Go through the listing and set it down exactly, leaving out its pictures.

— Begin —

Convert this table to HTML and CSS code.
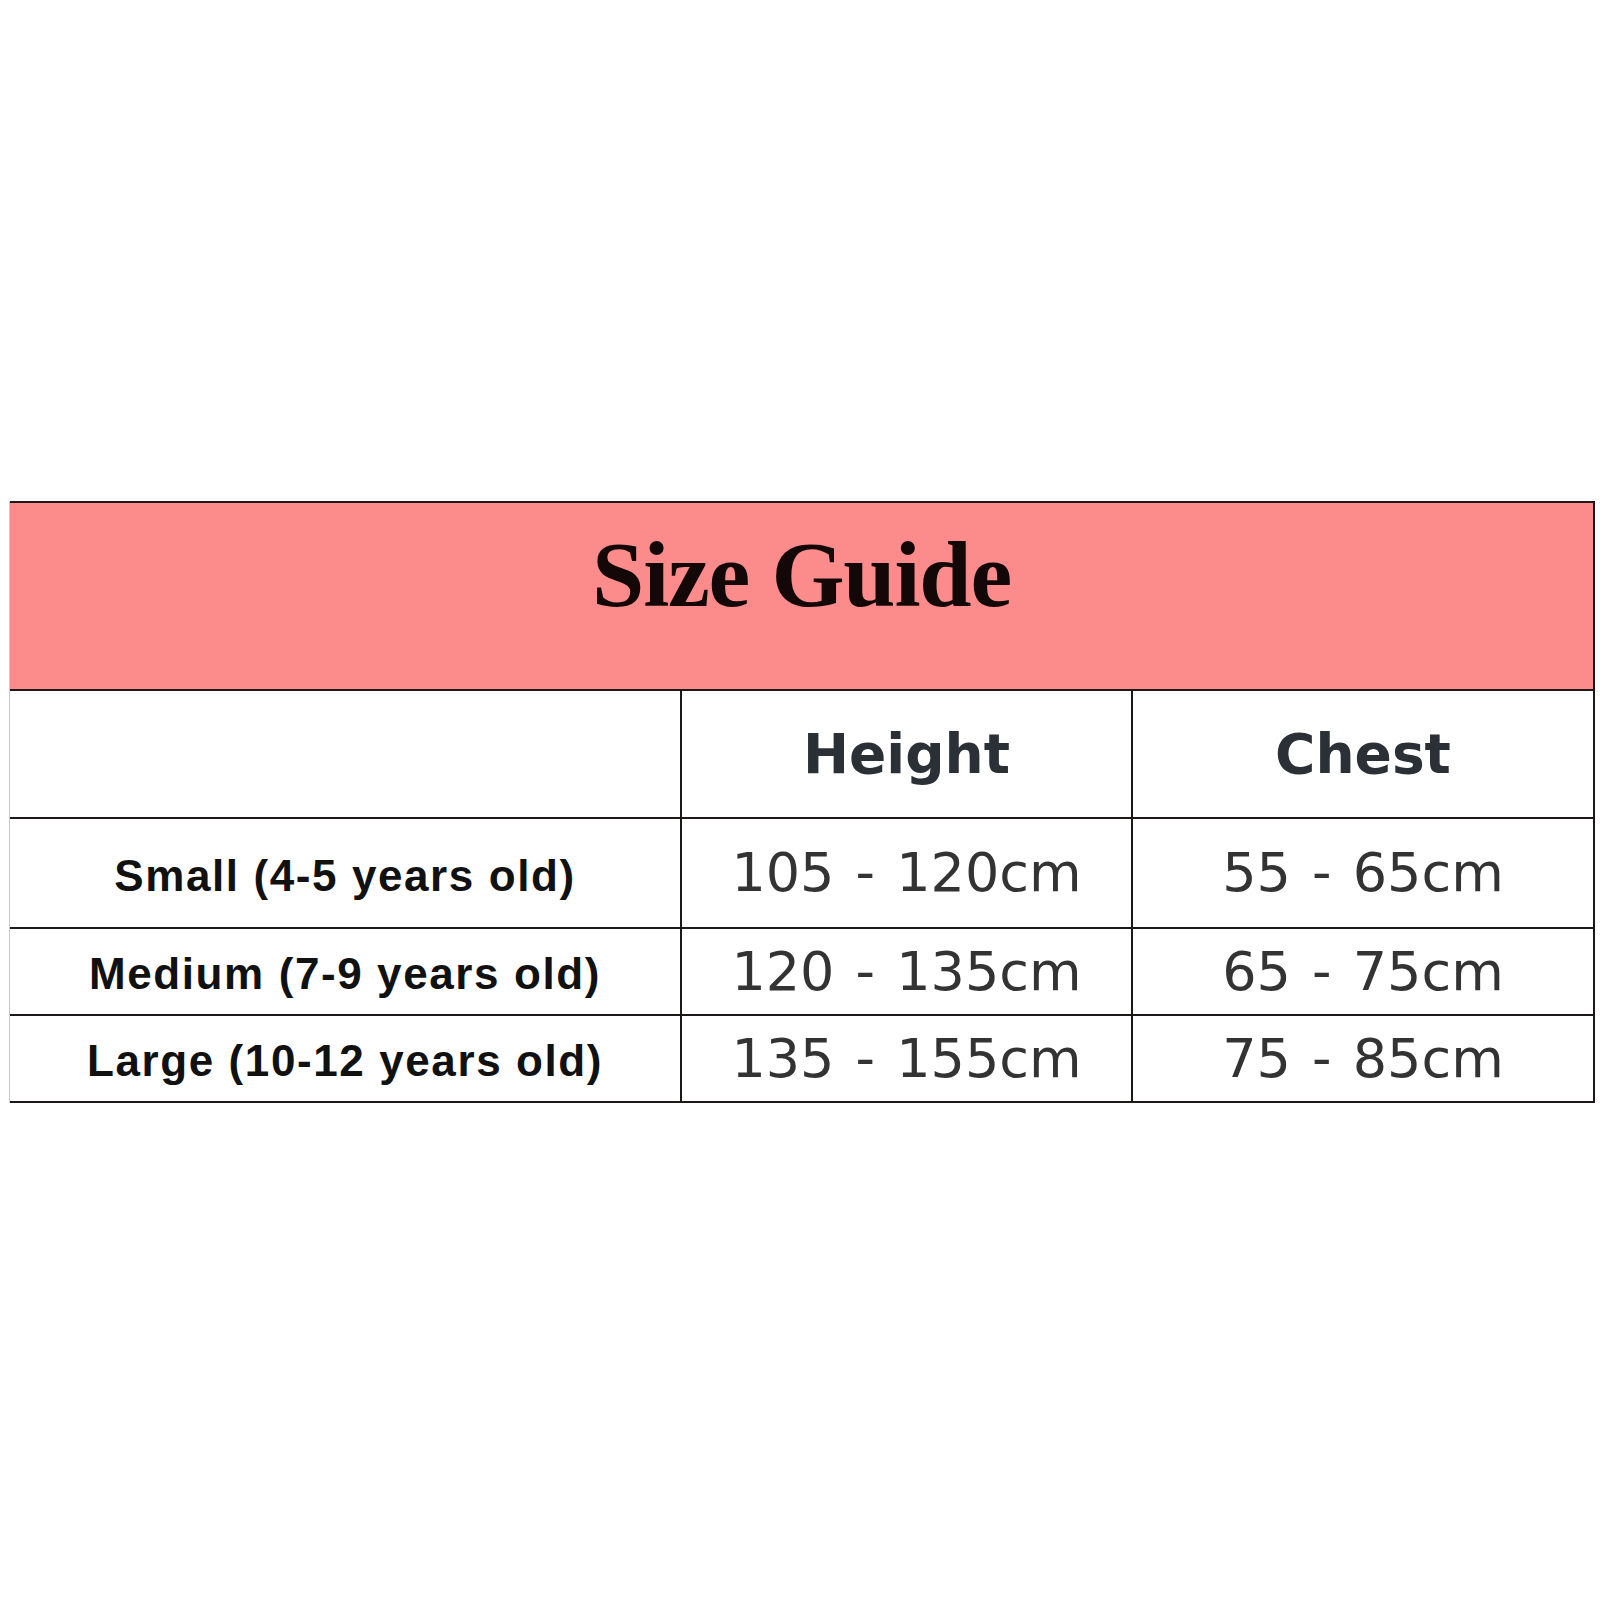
FILE: index.html
```html
<!DOCTYPE html>
<html>
<head>
<meta charset="utf-8">
<link rel="stylesheet" href="styles.css">
<title>Size Guide</title>
</head>
<body>
<div class="page">
  <div class="guide">
    <div class="title">Size Guide</div>
    <div class="cell"></div>
    <div class="cell head">Height</div>
    <div class="cell head">Chest</div>
    <div class="cell label row1">Small (4-5 years old)</div>
    <div class="cell num row1">105 - 120cm</div>
    <div class="cell num row1">55 - 65cm</div>
    <div class="cell label">Medium (7-9 years old)</div>
    <div class="cell num">120 - 135cm</div>
    <div class="cell num">65 - 75cm</div>
    <div class="cell label">Large (10-12 years old)</div>
    <div class="cell num">135 - 155cm</div>
    <div class="cell num">75 - 85cm</div>
  </div>
</div>
</body>
</html>
```
FILE: styles.css
```css
html, body {
  margin: 0;
  padding: 0;
  background: #ffffff;
}
.page {
  width: 1600px;
  height: 1600px;
  padding-top: 501px;
  padding-left: 9px;
  box-sizing: border-box;
}
.guide {
  display: grid;
  grid-template-columns: 670px 449px 460px;
  grid-template-rows: 186px 126px 108px 85px 85px;
  gap: 2px;
  padding: 2px 2px 2px 0;
  border-left: 1px solid #c9c9c9;
  background: #1c1818;
  width: max-content;
}
.title {
  grid-column: 1 / 4;
  background: #fc8b8b;
  display: flex;
  align-items: center;
  justify-content: center;
  font-family: "Liberation Serif", serif;
  font-weight: bold;
  font-size: 94px;
  line-height: 1;
  letter-spacing: -1.2px;
  color: #140707;
  padding-bottom: 44px;
  box-sizing: border-box;
}
.cell {
  background: #ffffff;
  display: flex;
  align-items: center;
  justify-content: center;
  line-height: 1;
  white-space: nowrap;
}
.head {
  font-family: "DejaVu Sans", sans-serif;
  font-weight: bold;
  font-size: 55px;
  color: #2a3035;
}
.label {
  font-family: "Liberation Sans", Arial, sans-serif;
  font-weight: bold;
  font-size: 44px;
  letter-spacing: 1.6px;
  color: #111111;
  padding-top: 5px;
  box-sizing: border-box;
}
.num {
  font-family: "DejaVu Sans", sans-serif;
  font-size: 54px;
  letter-spacing: 0;
  word-spacing: 4px;
  color: #333333;
}
```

— End —

#### Task solution
Convert this table to HTML and CSS code.
FILE: index.html
```html
<!DOCTYPE html>
<html>
<head>
<meta charset="utf-8">
<link rel="stylesheet" href="styles.css">
<title>Size Guide</title>
</head>
<body>
<div class="page">
  <div class="guide">
    <div class="title">Size Guide</div>
    <div class="cell"></div>
    <div class="cell head">Height</div>
    <div class="cell head">Chest</div>
    <div class="cell label row1">Small (4-5 years old)</div>
    <div class="cell num row1">105 - 120cm</div>
    <div class="cell num row1">55 - 65cm</div>
    <div class="cell label">Medium (7-9 years old)</div>
    <div class="cell num">120 - 135cm</div>
    <div class="cell num">65 - 75cm</div>
    <div class="cell label">Large (10-12 years old)</div>
    <div class="cell num">135 - 155cm</div>
    <div class="cell num">75 - 85cm</div>
  </div>
</div>
</body>
</html>
```
FILE: styles.css
```css
html, body {
  margin: 0;
  padding: 0;
  background: #ffffff;
}
.page {
  width: 1600px;
  height: 1600px;
  padding-top: 501px;
  padding-left: 9px;
  box-sizing: border-box;
}
.guide {
  display: grid;
  grid-template-columns: 670px 449px 460px;
  grid-template-rows: 186px 126px 108px 85px 85px;
  gap: 2px;
  padding: 2px 2px 2px 0;
  border-left: 1px solid #c9c9c9;
  background: #1c1818;
  width: max-content;
}
.title {
  grid-column: 1 / 4;
  background: #fc8b8b;
  display: flex;
  align-items: center;
  justify-content: center;
  font-family: "Liberation Serif", serif;
  font-weight: bold;
  font-size: 94px;
  line-height: 1;
  letter-spacing: -1.2px;
  color: #140707;
  padding-bottom: 44px;
  box-sizing: border-box;
}
.cell {
  background: #ffffff;
  display: flex;
  align-items: center;
  justify-content: center;
  line-height: 1;
  white-space: nowrap;
}
.head {
  font-family: "DejaVu Sans", sans-serif;
  font-weight: bold;
  font-size: 55px;
  color: #2a3035;
}
.label {
  font-family: "Liberation Sans", Arial, sans-serif;
  font-weight: bold;
  font-size: 44px;
  letter-spacing: 1.6px;
  color: #111111;
  padding-top: 5px;
  box-sizing: border-box;
}
.num {
  font-family: "DejaVu Sans", sans-serif;
  font-size: 54px;
  letter-spacing: 0;
  word-spacing: 4px;
  color: #333333;
}
```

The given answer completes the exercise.